A lot of people are wracking their brains over this, but according to Kappel, founding German-African chambers of commerce would be the most sensible thing to do: These should deal “with the marketing of African products in Europe so that African companies get the chance to enter European markets. Not only with raw materials and agricultural products, but also with industrial goods”. Of course, we think that’s a great idea, but unfortunately, politics hasn’t paid much attention to this idea so far.
By creating production opportunities in African countries, like fairafric is already doing it in the chocolate industry, many new jobs can be created. This would also be an enormous catalyst for the inner-African trade and would promote a lively exchange of goods, explains Francisco Marí, expert of agricultural trade for Bread for the World. Numerous other experts within the EU hold exactly the same opinion, for example Cornelia Füllkrug-Weitzel, president of Bread for the World: “The EU must offer Africa new, fair trade relations, just like the German Chancellor promised at a G20 event. This includes that African states must be able to protect themselves from cheap EU exports.
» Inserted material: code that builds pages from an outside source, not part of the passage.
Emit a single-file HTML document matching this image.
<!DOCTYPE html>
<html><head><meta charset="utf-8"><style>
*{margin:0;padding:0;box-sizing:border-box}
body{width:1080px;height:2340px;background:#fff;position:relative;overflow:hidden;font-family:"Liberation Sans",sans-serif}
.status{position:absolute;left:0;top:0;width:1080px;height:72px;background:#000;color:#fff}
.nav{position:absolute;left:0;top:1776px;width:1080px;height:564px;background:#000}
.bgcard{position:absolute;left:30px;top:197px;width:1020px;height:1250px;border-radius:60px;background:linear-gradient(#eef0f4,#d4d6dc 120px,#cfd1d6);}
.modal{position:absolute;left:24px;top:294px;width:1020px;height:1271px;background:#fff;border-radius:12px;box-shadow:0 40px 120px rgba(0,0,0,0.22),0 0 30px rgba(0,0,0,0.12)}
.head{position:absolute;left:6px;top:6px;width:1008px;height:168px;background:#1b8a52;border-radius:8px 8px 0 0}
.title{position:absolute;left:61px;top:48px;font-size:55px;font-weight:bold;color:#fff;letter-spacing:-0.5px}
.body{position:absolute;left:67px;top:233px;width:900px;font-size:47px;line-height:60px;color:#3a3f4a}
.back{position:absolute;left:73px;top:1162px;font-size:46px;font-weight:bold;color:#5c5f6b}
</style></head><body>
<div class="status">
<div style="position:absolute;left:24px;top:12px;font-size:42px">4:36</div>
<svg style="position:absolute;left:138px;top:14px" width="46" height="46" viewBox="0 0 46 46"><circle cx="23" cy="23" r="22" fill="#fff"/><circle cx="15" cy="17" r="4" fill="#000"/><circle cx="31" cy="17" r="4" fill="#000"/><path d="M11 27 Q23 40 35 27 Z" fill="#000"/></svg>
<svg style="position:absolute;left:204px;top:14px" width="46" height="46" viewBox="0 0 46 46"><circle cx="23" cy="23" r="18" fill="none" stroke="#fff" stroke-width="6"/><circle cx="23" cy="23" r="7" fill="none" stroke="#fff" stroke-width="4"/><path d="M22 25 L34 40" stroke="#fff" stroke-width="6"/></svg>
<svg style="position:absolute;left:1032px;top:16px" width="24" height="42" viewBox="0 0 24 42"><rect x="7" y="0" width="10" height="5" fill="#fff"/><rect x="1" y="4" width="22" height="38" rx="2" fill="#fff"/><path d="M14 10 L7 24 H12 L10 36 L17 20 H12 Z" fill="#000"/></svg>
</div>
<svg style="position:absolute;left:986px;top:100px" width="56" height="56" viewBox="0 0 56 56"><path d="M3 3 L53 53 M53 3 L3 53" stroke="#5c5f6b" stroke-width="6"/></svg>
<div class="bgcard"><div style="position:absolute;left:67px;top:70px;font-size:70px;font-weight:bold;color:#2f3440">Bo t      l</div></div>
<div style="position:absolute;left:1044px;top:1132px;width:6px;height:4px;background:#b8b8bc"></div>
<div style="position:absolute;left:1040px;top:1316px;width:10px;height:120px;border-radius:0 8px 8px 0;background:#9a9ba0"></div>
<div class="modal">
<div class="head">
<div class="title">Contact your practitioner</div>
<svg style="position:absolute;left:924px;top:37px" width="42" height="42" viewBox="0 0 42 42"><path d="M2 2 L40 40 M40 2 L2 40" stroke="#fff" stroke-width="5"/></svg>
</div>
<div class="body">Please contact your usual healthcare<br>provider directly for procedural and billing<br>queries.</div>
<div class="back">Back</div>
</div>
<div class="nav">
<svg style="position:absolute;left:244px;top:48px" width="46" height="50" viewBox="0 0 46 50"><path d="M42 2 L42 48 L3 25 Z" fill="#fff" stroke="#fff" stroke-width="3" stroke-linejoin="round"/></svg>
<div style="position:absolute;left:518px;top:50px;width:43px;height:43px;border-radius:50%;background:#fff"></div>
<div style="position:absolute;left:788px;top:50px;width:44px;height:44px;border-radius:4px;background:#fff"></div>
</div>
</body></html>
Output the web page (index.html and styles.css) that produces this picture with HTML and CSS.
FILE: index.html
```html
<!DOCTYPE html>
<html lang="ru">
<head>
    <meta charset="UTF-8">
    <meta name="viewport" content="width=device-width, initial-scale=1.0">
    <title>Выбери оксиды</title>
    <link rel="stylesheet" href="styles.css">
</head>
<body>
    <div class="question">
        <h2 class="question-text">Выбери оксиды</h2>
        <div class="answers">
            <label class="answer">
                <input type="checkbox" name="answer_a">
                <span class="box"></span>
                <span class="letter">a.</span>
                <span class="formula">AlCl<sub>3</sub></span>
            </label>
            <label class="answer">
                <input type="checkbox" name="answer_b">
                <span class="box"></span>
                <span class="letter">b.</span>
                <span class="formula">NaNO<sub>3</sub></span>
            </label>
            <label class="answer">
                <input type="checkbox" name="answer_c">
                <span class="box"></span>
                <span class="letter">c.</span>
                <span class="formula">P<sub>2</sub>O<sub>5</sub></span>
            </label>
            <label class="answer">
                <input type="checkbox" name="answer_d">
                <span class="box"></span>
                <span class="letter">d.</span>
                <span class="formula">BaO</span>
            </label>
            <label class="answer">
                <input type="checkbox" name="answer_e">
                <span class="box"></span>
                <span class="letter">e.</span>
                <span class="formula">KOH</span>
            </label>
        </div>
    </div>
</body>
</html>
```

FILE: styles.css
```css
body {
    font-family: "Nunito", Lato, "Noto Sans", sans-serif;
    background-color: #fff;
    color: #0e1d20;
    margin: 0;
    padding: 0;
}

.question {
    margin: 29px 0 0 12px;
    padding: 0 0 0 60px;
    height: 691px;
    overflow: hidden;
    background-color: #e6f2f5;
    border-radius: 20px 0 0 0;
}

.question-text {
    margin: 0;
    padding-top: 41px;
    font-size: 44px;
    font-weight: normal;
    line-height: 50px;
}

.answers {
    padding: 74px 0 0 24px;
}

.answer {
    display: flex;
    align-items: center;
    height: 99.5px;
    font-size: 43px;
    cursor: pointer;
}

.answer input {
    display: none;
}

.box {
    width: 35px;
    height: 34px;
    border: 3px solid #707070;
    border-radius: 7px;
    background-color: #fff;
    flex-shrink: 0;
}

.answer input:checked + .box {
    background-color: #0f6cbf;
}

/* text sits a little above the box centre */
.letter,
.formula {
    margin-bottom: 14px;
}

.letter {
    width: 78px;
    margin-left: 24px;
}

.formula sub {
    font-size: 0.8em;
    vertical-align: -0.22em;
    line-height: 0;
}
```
It would be best to suspend the EPAs of the EU with Africa and negotiate about new fair agreements”. But Gerd Müller, the German development minister, deliberately omitted this delicate topic on his last Africa trip in early 2019. Thus, urgent questions remain unanswered: How does a truly fair trade on equal terms look like? How could this agreement come into being while violating the rules of the world trade organization WTO (Since the European and the African trade partners aren’t equally strong, the EU combines structural aid for Africa with trade)? And above all: Will we ever learn from our history?